According to a universal law, the 80/20 rule, your best market segment is the most profitable 20% of your customers. Thus, you can expect to quadruple your sales and profits from customers when your business replaces all customers in the bottom market segment with new customers who are members of the top market segment. By harnessing this universal law for good, you can improve world prosperity, one business as a time.

Bibliography

Juran, Joseph Moses. Quality Control Handbook . New York: McGraw-Hill, 1951.

Koch, Richard. The 80:20 Principle: The Secret of Achieving More with Less. New York: Doubleday, 1998.

—. The Breakthrough Principle of 16x: Real Simple Innovation for 16 Times Better Results . Dallas, TX: Pritchett Publishing Group, 2006.

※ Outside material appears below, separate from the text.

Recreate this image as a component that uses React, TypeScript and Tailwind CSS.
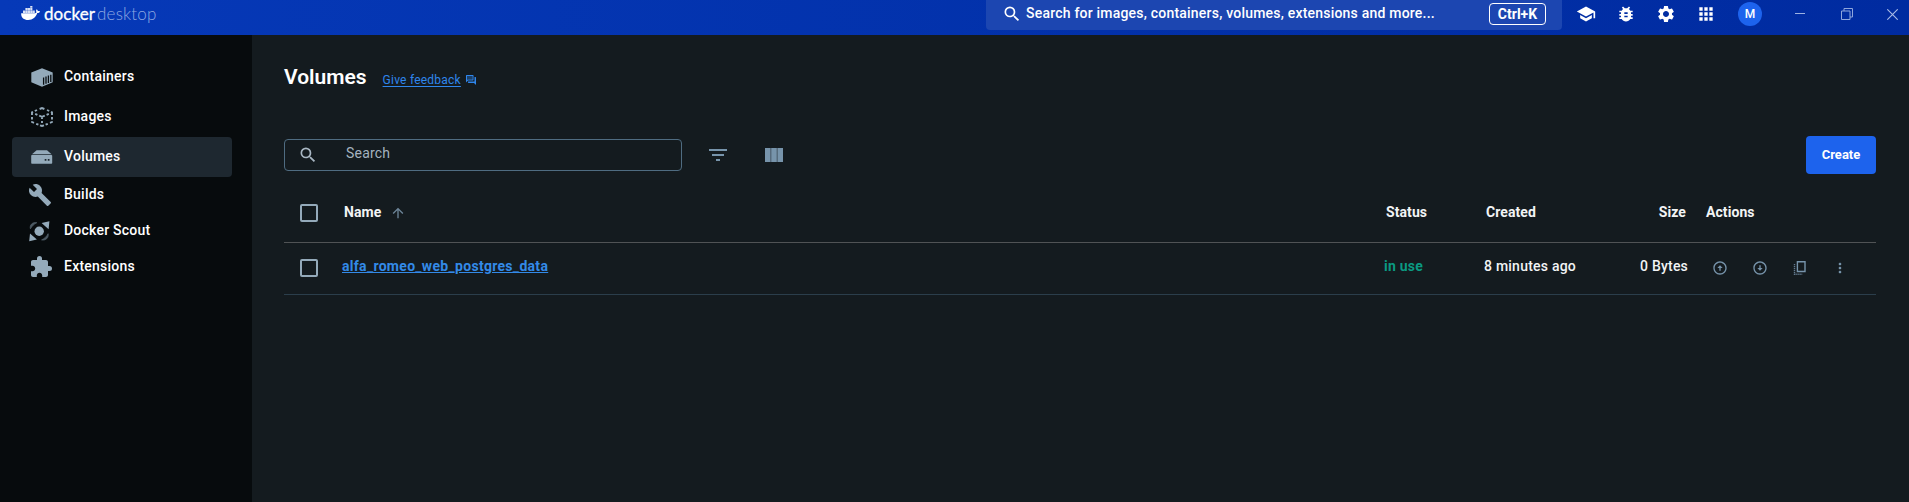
import type { ReactNode } from "react";
import {
  MdSchool,
  MdBugReport,
  MdSettings,
  MdApps,
  MdSearch,
  MdBuild,
  MdExtension,
  MdFilterList,
  MdArrowUpward,
  MdMoreVert,
  MdOutlineArrowCircleUp,
  MdOutlineArrowCircleDown,
} from "react-icons/md";

function Whale() {
  return (
    <svg className="h-[15px] w-[19px]" viewBox="0 0 19 15" fill="#fff">
      <path d="M0.2 7.2H14.2C14.9 7.1 15.3 6.8 15.5 6.3C14.9 5.2 15 4.2 15.6 3.3C16.4 3.8 16.8 4.4 16.9 5.2C17.7 5 18.4 5.1 19 5.5C18.6 6.6 17.6 7.1 16.3 7.1C14.9 11.3 11.9 14 7.2 14C2.6 14 -0.2 11.6 0.2 7.2Z" />
      <path d="M2 4.5h2.2v2.4H2zM4.4 4.5h2.2v2.4h-2.2zM6.8 4.5h2.2v2.4h-2.2zM9.2 4.5h2.2v2.4h-2.2zM11.6 4.5h2.2v2.4h-2.2zM4.4 2h2.2v2.3h-2.2zM6.8 2h2.2v2.3h-2.2zM9.2 2h2.2v2.3h-2.2zM9.2 0h2.2v1.8h-2.2z" opacity="0.85" />
    </svg>
  );
}

function ContainerIcon() {
  return (
    <svg className="h-[19px] w-[22px]" viewBox="0 0 22 19">
      <path d="M11 0.3L21.7 4.6V14.2L11 18.7L0.3 14.2V4.6Z" fill="#94aaba" />
      <path d="M12.6 9.4V16.8M15 8.5V15.8M17.4 7.6V14.9M19.8 6.7V13.9" stroke="#0a0f12" strokeWidth="1.3" fill="none" />
    </svg>
  );
}

function ImageIcon() {
  return (
    <svg className="h-[20px] w-[22px]" viewBox="0 0 22 20" fill="none" stroke="#94aaba" strokeWidth="1.9">
      <path d="M8.6 2L11 1L13.4 2M16 3L18.2 4M3.8 4L6 3M1 8V5.4L2 4.8M20 4.8L21 5.4V8M1 10V12.6M21 10V12.6M1 14.3V15L3 15.9M21 14.3V15L19 15.9M5.2 16.8L7.4 17.7M16.8 16.8L14.6 17.7M9 18.3L11 19L13 18.3M4.2 6.8L6.4 7.8M17.8 6.8L15.6 7.8M8.2 8.6L11 9.8L13.8 8.6M11 9.8V12M11 14V16" />
    </svg>
  );
}

function VolumeIcon() {
  return (
    <svg className="h-[14px] w-[22px]" viewBox="0 0 22 14">
      <path d="M5.6 0.2H16L20.6 4.3H1Z" fill="#94aaba" />
      <rect x="0.2" y="5" width="21" height="8.8" rx="0.8" fill="#94aaba" />
      <path d="M13.7 9h1.7v1.7h-1.7zM16.8 9h1.7v1.7h-1.7z" fill="#1e2830" />
    </svg>
  );
}

function ScoutIcon() {
  return (
    <svg className="h-[21px] w-[21px]" viewBox="0 0 21 21">
      <circle cx="10.2" cy="10.2" r="4.7" fill="#94aaba" />
      <path d="M20.4 0.2L19.6 8.2L12.6 1.9ZM0.2 20.2L1 12.4L7.9 18.4Z" fill="#94aaba" />
      <path d="M1.4 7.8C0.4 4 3.6 0.8 7.8 1.7C5 3 3 5 1.4 7.8ZM12.6 18.9C16.9 19.7 19.9 16.8 19.1 12.7C17.6 15.6 15.5 17.6 12.6 18.9Z" fill="#4d5a64" stroke="#4d5a64" strokeWidth="0.8" />
    </svg>
  );
}

function ColumnsIcon() {
  return (
    <svg className="size-6" viewBox="0 0 24 24" fill="#7794ab">
      <path opacity="0.5" d="M8 5h8v14H8z" />
      <path d="M14.67 5v14H9.33V5h5.34zm1 14H21V5h-5.33v14zm-7.34 0V5H3v14h5.33z" />
    </svg>
  );
}

function FeedbackIcon() {
  return (
    <svg className="ml-[4px] size-[12px]" viewBox="0 0 24 24" fill="currentColor">
      <path opacity="0.35" d="M15 11V4H4v8.2L5.2 11H15z" />
      <path d="M16 13c.55 0 1-.45 1-1V3c0-.55-.45-1-1-1H3c-.55 0-1 .45-1 1v14l4-4h10zm-12-.83V4h11v7H5.17L4 12.17zM22 7c0-.55-.45-1-1-1h-2v9H6v2c0 .55.45 1 1 1h11l4 4V7z" />
    </svg>
  );
}

function CloneIcon() {
  return (
    <svg className="size-4" viewBox="0 0 16 16" fill="none" stroke="currentColor">
      <path d="M5.4 1.7h7.6v9.8H5.4z" strokeWidth="1.4" />
      <path d="M2.5 4v10.2h8" strokeWidth="1.4" strokeDasharray="1.2 0.8" opacity="0.8" />
    </svg>
  );
}

function NavItem({ icon, label, className }: { icon: ReactNode; label: string; className: string }) {
  return (
    <a className={`flex items-center rounded-[4px] pl-[17px] text-[14px] font-medium text-white ${className}`}>
      <span className="flex w-[35px] shrink-0 items-center">{icon}</span>
      <span className="relative -top-px tracking-[0.23px]">{label}</span>
    </a>
  );
}

function Checkbox() {
  return <span className="block size-[18px] rounded-[2px] border-2 border-[#94aaba]" />;
}

function TopBar() {
  return (
    <header className="flex h-[35px] shrink-0 bg-linear-to-r from-[#0639b8] to-[#002ba0] pl-[21px] text-white">
      <div className="flex h-[27px] items-center">
        <Whale />
        <span className="ml-[4px] w-[53px] text-[17px] leading-none tracking-[0.05px] font-[Lato] [-webkit-text-stroke:0.3px_white]">docker</span>
        <span className="text-[17px] leading-none font-light tracking-[0.2px] text-[#8fa8e2] font-[Lato]">desktop</span>
      </div>
      <div className="ml-auto flex h-[30px] w-[576px] items-start rounded-b-[4px] bg-[#1c46b1] pl-[16px]">
        <MdSearch className="mt-[4px] size-5" />
        <span className="mt-[3px] ml-[4px] text-[14px] leading-[20px] font-medium tracking-[0.21px] whitespace-nowrap">
          Search for images, containers, volumes, extensions and more...
        </span>
        <span className="mt-[3px] mr-[16px] ml-auto flex h-[22px] w-[57px] items-center justify-center rounded-[4px] border border-white text-[14px] leading-none font-bold">
          Ctrl+K
        </span>
      </div>
      <div className="flex h-[28px] w-[347px] items-center pl-[14px]">
        <MdSchool className="size-5" />
        <MdBugReport className="ml-[20px] size-5" />
        <MdSettings className="ml-[20px] size-5" />
        <MdApps className="ml-[20px] size-5" />
        <span className="ml-[22px] flex size-6 items-center justify-center rounded-full bg-[#1d63ed] text-[12px] font-medium">M</span>
        <svg className="ml-[33px] size-[10px]" viewBox="0 0 10 10" stroke="#9db2e2"><path d="M0 4.5h10" /></svg>
        <svg className="ml-[36px] size-[12px]" viewBox="0 0 12 12" fill="none" stroke="#8fa6dc"><path d="M0.5 3h8.5v8.5h-8.5zM3 3V0.5h8.5V9H9" /></svg>
        <svg className="ml-[34px] size-[11px]" viewBox="0 0 11 11" stroke="#a9bbe6" strokeWidth="1.1"><path d="M0.3 0.3L10.7 10.7M10.7 0.3L0.3 10.7" /></svg>
      </div>
    </header>
  );
}

export default function App() {
  return (
    <div className="flex h-[502px] w-[1909px] flex-col overflow-hidden bg-[#141b1f] font-[Roboto,sans-serif] text-white">
      <TopBar />
      <div className="flex flex-1">
        <nav className="flex w-[252px] flex-col bg-[#070b0d] px-[12px] pt-[22px]">
          <NavItem className="h-10 w-[220px] pl-[19px]! [&>span:first-child]:w-[33px]" icon={<ContainerIcon />} label="Containers" />
          <NavItem className="h-10 w-[220px] pl-[19px]! [&>span:first-child]:w-[33px]" icon={<ImageIcon />} label="Images" />
          <NavItem className="h-10 w-[220px] bg-[#1e2830] pl-[19px]! [&>span:first-child]:w-[33px]" icon={<VolumeIcon />} label="Volumes" />
          <NavItem className="h-9" icon={<MdBuild className="size-6 -ml-px text-[#94aaba]" />} label="Builds" />
          <NavItem className="h-9" icon={<ScoutIcon />} label="Docker Scout" />
          <NavItem className="h-9" icon={<MdExtension className="size-6 text-[#94aaba]" />} label="Extensions" />
        </nav>
        <main className="flex flex-1 flex-col pr-[33px] pl-[32px]">
          <div className="flex h-[100px] pt-[25px]">
            <h1 className="text-[21px] leading-[34px] font-semibold">Volumes</h1>
            <a className="ml-[16px] flex h-[40px] items-center text-[#2f86ec]">
              <span className="text-[12px] leading-none tracking-[0.23px] underline underline-offset-2">Give feedback</span>
              <FeedbackIcon />
            </a>
          </div>
          <div className="flex h-[39px] items-center">
            <div className="flex h-[32px] w-[398px] items-center rounded-[4px] border border-[#4f6c81] pl-[13px]">
              <MdSearch className="size-5 text-[#a9b7c3]" />
              <span className="relative -top-px ml-[28px] text-[14px] tracking-[0.2px] text-[#a5b3bf]">Search</span>
            </div>
            <MdFilterList className="ml-[24px] size-6 text-[#7794ab]" />
            <span className="ml-[32px]"><ColumnsIcon /></span>
            <button className="ml-auto h-[38px] w-[70px] rounded-[4px] bg-[#1d63ed] text-[13px] font-bold">Create</button>
          </div>
          <div className="mt-[10px] flex h-[59px] items-center border-b border-[#505355] pb-[1px] pl-[16px] text-[14px] font-bold tracking-[0.08px] text-[#f2f4f5]">
            <Checkbox />
            <span className="ml-[26px]">Name</span>
            <MdArrowUpward className="ml-[9px] size-4 text-[#6d8598]" />
            <span className="ml-auto w-[100px]">Status</span>
            <span className="w-[120px]">Created</span>
            <span className="w-[80px] text-right">Size</span>
            <span className="ml-[20px] w-[170px]">Actions</span>
          </div>
          <div className="flex h-[52px] items-center border-b border-[#2b3e4b] pb-[2px] pl-[16px] text-[14px] font-medium text-[#f2f4f5]">
            <Checkbox />
            <a className="relative -top-px ml-[24px] font-bold tracking-[0.3px] text-[#338ae8] underline">alfa_romeo_web_postgres_data</a>
            <span className="relative -top-px ml-auto w-[100px] font-bold tracking-[0.25px] text-[#0b9a82]">in use</span>
            <span className="relative -top-px w-[120px] tracking-[0.23px]">8 minutes ago</span>
            <span className="relative -top-px w-[84px] text-right tracking-[0.2px]">0 Bytes</span>
            <span className="ml-[24px] flex w-[164px] items-center gap-[24px] text-[#7794ab]">
              <MdOutlineArrowCircleUp className="size-4" />
              <MdOutlineArrowCircleDown className="size-4" />
              <CloneIcon />
              <MdMoreVert className="size-4" />
            </span>
          </div>
        </main>
      </div>
    </div>
  );
}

Newman, MEJ "Power Laws, Pareto Distributions and Zipf's Law," Department of Physics and the Center for the Study of Complex Systems, University of Michigan, Ann Arbor, MI 48109, 2006. (accessed 3/17/2011).

Pareto, Vilfredo. Cours d 'Economie Politique (Course in Political Economy). Lausanne, Switzerland: Rouge, 1896/7.

—. Trasformazione Della Democrzia (The Transformation of Democracy ). Milan, Italy, Corbaccio, 1921. Edited by Charles H. Powers and translated by Renata Girola. New Brunswick, NJ: Transaction Publishers, 1984.

Zipf, George Kingsley. Human Behavior and the Principle of Least Effort. Cambridge, MA: Harvard University, 1949.